Abandoned house on the north side of 231 Front Street, south of Peck Slip near the Fulton Fish Market, Manhattan
January 2001
This building had some sort of gutter disaster, which meant that I got sprayed with freezing water for most of the time that I painted there. No one stopped and spoke to me, except for one man in a suit who asked, redundantly, “Getting wet?”

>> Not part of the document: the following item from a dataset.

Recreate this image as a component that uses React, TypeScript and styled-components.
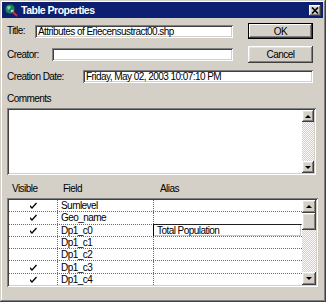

The painting was based on View at Civita Castellana by Gustaf Palm, and I liked the way my version turned out, so I used it for the cover of the map that I had printed when the project was finished. After all, you can’t have a public art project without a map. Artists Space was very kind and gave me $500 toward the cost of printing the map, which was designed by Jan Baracz. My art dealer, Richard Stewart, also gave me $1,000. We printed three thousand copies of the map and gave them away for free. Paintings that still existed and were accessible were marked by orange ovals on the map. Gray ovals marked the sites of paintings that had been destroyed, damaged, or moved. I also marked sites in gray that I thought might be dangerous to visitors, which was just as well, as I later met some school teachers who had used the maps to take their students on a tour of the city.
I later gave a talk at the Whitney Museum with Karen Jones as part of the “Initial Public Offerings” lecture series that my friend Raina Lampkins-Fielder organized. Afterwards, my art dealer Laurie De Chiara and Moukhtar Kocache went out for a drink to a cigar bar in the neighborhood of the museum. They ran into Mayor Giuliani and they gave him one of the maps. He looked at it and said, “This is the kind of art the city needs,” and signed it and gave it back. I’m not sure if he realized that it was illegal. I still have the map. It’s a bit of a dubious endorsement, but it goes to show that you can get away with a lot if your aesthetics are conservative enough. Of course, this was before Giuliani became the hero of 9/11 and when he was still hated by the art world for his mad response to Chris Ofili’s painting of the Madonna with the elephant turds.
The last time I went by, my painting was still there. The Fish Market will be moving to the Bronx in 2005.